_Stated task:_ Look below for the line containing "Emit a web page"; from there through the line containing "5.500H24Q26 5.500 26", both lines included, please set down each line exactly and nothing else.

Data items
-- -- --

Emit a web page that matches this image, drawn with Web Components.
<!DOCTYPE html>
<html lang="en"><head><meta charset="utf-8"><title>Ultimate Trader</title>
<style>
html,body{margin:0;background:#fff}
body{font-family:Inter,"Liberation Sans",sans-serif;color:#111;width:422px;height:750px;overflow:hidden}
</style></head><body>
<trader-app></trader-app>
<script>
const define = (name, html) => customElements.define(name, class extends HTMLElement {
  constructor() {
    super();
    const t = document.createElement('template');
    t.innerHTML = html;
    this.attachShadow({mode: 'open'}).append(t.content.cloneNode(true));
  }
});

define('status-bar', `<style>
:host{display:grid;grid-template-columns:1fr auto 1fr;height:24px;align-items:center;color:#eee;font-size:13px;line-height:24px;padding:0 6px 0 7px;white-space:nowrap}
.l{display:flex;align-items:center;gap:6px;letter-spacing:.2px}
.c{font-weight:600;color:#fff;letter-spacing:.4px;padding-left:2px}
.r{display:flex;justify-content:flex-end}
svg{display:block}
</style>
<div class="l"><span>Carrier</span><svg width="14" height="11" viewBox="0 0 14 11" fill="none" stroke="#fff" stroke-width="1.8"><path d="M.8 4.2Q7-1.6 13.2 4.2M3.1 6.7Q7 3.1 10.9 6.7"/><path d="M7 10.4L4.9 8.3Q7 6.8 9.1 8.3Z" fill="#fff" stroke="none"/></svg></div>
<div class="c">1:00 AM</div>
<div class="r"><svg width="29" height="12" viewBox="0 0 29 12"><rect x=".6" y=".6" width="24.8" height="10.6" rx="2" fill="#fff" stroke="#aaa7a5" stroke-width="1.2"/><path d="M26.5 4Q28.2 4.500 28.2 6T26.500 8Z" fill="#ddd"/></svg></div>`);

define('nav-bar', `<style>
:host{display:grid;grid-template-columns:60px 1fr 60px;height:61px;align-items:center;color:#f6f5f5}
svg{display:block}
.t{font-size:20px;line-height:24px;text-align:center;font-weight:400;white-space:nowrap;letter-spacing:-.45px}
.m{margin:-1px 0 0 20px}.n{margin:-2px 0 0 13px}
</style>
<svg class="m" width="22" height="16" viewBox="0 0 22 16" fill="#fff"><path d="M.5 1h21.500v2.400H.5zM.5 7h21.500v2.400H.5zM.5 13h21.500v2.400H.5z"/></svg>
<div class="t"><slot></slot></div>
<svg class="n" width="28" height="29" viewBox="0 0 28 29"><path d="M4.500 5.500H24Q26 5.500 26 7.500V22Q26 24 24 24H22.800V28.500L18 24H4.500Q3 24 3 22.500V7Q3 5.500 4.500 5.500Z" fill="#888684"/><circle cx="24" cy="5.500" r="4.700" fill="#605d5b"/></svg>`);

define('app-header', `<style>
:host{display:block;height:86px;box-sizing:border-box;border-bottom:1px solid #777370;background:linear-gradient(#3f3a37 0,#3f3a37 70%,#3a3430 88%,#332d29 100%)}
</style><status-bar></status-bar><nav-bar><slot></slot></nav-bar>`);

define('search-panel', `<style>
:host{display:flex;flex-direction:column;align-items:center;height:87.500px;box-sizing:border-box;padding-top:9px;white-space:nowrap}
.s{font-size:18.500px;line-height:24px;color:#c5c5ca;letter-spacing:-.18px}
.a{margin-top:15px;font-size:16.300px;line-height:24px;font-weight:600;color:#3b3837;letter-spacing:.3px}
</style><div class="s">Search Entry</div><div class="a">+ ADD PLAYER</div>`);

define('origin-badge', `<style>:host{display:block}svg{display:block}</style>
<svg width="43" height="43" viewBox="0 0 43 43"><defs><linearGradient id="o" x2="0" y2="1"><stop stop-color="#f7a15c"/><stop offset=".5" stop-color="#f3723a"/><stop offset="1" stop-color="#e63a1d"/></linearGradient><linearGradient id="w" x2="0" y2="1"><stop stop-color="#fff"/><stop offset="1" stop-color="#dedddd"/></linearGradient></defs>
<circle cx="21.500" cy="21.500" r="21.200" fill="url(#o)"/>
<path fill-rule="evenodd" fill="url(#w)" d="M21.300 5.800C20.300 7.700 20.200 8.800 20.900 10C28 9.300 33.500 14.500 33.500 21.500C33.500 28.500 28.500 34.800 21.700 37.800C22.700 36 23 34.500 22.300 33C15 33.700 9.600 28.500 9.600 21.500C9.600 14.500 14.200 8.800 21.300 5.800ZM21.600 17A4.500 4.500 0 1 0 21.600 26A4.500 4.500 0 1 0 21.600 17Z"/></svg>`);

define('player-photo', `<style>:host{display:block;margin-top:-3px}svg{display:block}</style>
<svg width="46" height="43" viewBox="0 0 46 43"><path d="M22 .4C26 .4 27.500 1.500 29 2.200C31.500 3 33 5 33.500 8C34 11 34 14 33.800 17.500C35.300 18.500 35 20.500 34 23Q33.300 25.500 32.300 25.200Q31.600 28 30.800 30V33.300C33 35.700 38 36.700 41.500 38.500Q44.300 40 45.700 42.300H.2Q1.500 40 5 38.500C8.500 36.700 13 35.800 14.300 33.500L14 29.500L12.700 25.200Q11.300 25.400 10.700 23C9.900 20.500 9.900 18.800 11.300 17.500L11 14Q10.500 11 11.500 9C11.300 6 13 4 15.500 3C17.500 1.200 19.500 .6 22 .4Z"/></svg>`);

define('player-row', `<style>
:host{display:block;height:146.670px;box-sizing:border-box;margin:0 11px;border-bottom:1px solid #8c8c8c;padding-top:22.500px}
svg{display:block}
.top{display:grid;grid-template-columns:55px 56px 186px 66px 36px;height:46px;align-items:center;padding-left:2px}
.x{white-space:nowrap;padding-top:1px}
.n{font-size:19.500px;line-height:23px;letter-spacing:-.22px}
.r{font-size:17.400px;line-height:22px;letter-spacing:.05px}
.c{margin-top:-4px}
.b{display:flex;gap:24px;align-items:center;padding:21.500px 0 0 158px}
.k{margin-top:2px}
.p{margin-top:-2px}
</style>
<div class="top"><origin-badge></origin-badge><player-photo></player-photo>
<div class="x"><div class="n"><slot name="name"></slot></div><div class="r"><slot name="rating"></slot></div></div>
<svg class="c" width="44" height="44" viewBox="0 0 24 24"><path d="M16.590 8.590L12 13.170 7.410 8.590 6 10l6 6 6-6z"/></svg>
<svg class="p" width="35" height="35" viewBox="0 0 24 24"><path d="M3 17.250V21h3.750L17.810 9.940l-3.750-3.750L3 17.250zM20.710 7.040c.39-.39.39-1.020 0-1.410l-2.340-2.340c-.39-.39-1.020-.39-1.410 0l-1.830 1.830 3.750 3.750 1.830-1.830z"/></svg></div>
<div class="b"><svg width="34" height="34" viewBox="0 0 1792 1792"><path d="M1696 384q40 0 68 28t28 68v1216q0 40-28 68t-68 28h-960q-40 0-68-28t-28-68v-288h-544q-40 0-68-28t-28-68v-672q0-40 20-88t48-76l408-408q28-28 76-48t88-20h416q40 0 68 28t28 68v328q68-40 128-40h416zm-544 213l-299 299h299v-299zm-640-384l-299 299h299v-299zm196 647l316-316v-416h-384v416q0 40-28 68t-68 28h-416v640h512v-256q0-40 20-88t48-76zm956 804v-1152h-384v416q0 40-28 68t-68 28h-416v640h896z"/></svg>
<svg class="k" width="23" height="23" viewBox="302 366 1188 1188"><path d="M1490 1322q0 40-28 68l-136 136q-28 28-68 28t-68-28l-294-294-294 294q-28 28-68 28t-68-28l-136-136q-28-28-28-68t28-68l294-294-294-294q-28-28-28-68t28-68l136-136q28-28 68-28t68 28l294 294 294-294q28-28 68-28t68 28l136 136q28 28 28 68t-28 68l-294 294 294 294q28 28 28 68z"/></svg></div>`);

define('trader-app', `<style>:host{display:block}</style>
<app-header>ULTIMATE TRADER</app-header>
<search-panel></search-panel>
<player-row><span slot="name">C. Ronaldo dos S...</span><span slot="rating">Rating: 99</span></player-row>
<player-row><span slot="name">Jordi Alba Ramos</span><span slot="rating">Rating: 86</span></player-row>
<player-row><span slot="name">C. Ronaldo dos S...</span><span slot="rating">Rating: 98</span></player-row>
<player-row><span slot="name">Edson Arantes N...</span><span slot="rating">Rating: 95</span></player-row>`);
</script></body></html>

-- -- --

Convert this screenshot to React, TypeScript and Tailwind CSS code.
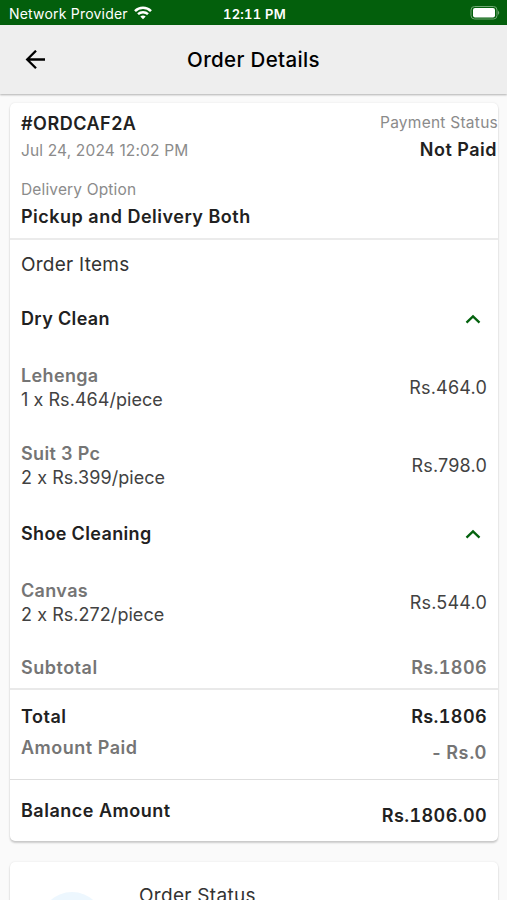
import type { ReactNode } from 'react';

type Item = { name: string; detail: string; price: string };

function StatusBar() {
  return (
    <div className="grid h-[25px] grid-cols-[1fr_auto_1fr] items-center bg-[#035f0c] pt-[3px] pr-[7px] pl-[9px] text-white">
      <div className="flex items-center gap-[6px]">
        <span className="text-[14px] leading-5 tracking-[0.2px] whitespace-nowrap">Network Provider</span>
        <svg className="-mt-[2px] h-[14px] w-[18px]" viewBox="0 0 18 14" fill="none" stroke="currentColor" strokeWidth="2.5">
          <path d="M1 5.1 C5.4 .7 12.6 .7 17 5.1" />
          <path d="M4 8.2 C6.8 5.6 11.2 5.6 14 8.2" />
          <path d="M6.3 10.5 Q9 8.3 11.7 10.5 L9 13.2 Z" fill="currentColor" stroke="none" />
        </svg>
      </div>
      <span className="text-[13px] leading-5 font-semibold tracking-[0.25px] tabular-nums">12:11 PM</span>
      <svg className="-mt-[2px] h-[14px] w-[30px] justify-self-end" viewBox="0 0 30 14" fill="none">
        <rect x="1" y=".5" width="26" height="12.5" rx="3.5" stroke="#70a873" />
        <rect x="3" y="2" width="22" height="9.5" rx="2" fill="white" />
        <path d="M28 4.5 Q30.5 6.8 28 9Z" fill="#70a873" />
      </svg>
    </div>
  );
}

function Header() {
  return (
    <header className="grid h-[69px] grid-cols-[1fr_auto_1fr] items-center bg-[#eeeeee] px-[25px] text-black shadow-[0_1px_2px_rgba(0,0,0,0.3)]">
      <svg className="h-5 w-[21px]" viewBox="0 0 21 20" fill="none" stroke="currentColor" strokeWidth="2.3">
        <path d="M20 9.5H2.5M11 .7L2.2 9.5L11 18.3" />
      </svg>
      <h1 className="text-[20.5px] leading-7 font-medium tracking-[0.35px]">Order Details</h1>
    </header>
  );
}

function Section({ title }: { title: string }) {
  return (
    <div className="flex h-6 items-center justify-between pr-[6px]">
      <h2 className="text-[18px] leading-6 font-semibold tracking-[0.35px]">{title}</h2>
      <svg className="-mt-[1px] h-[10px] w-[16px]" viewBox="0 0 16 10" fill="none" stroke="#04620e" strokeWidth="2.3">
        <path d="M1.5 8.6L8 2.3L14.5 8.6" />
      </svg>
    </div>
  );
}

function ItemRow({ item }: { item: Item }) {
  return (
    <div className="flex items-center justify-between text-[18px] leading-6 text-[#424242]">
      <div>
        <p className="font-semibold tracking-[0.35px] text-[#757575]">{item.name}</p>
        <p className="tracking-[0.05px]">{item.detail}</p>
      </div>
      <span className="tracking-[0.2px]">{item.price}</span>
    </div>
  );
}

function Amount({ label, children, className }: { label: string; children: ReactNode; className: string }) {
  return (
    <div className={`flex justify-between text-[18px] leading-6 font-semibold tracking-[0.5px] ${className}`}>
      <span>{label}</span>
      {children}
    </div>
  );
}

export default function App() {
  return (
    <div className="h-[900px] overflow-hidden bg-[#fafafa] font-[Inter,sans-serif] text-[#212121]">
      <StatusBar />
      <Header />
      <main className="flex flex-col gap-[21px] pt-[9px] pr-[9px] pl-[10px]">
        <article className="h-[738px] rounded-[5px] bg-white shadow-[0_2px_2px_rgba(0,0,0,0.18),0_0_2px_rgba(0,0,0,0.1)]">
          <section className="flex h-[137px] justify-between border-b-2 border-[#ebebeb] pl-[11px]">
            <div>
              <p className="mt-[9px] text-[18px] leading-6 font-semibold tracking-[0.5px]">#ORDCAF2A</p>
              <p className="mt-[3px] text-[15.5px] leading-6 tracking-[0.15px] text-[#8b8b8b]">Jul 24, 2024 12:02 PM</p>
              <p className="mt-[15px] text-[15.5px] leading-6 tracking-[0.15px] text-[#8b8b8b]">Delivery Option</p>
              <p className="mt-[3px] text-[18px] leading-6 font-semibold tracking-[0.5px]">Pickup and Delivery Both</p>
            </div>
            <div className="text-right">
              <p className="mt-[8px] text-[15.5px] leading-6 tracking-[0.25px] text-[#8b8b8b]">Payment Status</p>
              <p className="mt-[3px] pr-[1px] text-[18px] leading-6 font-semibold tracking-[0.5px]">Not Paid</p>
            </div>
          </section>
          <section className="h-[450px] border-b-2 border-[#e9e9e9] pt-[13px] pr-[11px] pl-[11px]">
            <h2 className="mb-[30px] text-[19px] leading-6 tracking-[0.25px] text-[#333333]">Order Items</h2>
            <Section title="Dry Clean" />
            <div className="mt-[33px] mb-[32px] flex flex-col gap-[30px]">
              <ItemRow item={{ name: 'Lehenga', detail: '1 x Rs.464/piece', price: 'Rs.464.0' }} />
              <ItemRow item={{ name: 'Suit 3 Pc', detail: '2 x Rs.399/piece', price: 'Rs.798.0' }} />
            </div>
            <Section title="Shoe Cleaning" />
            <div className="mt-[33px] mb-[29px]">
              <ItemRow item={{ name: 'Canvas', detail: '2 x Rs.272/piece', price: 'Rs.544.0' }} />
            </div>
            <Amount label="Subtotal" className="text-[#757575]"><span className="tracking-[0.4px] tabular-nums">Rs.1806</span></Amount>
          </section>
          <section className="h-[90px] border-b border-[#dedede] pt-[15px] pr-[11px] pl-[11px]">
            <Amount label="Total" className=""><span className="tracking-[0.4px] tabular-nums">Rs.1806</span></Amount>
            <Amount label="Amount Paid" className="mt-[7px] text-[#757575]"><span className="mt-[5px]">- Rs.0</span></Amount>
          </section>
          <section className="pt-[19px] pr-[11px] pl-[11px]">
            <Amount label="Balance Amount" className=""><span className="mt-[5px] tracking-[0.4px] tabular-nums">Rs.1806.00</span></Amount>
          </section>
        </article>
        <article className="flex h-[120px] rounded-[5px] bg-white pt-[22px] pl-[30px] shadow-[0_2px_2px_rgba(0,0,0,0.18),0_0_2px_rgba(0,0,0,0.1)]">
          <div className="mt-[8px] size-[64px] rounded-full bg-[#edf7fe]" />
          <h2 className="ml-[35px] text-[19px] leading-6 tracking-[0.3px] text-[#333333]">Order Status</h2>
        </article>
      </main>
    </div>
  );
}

-- -- --

_Result of this exercise:_
Emit a web page that matches this image, drawn with Web Components.
<!DOCTYPE html>
<html lang="en"><head><meta charset="utf-8"><title>Ultimate Trader</title>
<style>
html,body{margin:0;background:#fff}
body{font-family:Inter,"Liberation Sans",sans-serif;color:#111;width:422px;height:750px;overflow:hidden}
</style></head><body>
<trader-app></trader-app>
<script>
const define = (name, html) => customElements.define(name, class extends HTMLElement {
  constructor() {
    super();
    const t = document.createElement('template');
    t.innerHTML = html;
    this.attachShadow({mode: 'open'}).append(t.content.cloneNode(true));
  }
});

define('status-bar', `<style>
:host{display:grid;grid-template-columns:1fr auto 1fr;height:24px;align-items:center;color:#eee;font-size:13px;line-height:24px;padding:0 6px 0 7px;white-space:nowrap}
.l{display:flex;align-items:center;gap:6px;letter-spacing:.2px}
.c{font-weight:600;color:#fff;letter-spacing:.4px;padding-left:2px}
.r{display:flex;justify-content:flex-end}
svg{display:block}
</style>
<div class="l"><span>Carrier</span><svg width="14" height="11" viewBox="0 0 14 11" fill="none" stroke="#fff" stroke-width="1.8"><path d="M.8 4.2Q7-1.6 13.2 4.2M3.1 6.7Q7 3.1 10.9 6.7"/><path d="M7 10.4L4.9 8.3Q7 6.8 9.1 8.3Z" fill="#fff" stroke="none"/></svg></div>
<div class="c">1:00 AM</div>
<div class="r"><svg width="29" height="12" viewBox="0 0 29 12"><rect x=".6" y=".6" width="24.8" height="10.6" rx="2" fill="#fff" stroke="#aaa7a5" stroke-width="1.2"/><path d="M26.5 4Q28.2 4.500 28.2 6T26.500 8Z" fill="#ddd"/></svg></div>`);

define('nav-bar', `<style>
:host{display:grid;grid-template-columns:60px 1fr 60px;height:61px;align-items:center;color:#f6f5f5}
svg{display:block}
.t{font-size:20px;line-height:24px;text-align:center;font-weight:400;white-space:nowrap;letter-spacing:-.45px}
.m{margin:-1px 0 0 20px}.n{margin:-2px 0 0 13px}
</style>
<svg class="m" width="22" height="16" viewBox="0 0 22 16" fill="#fff"><path d="M.5 1h21.500v2.400H.5zM.5 7h21.500v2.400H.5zM.5 13h21.500v2.400H.5z"/></svg>
<div class="t"><slot></slot></div>
<svg class="n" width="28" height="29" viewBox="0 0 28 29"><path d="M4.500 5.500H24Q26 5.500 26 7.500V22Q26 24 24 24H22.800V28.500L18 24H4.500Q3 24 3 22.500V7Q3 5.500 4.500 5.500Z" fill="#888684"/><circle cx="24" cy="5.500" r="4.700" fill="#605d5b"/></svg>`);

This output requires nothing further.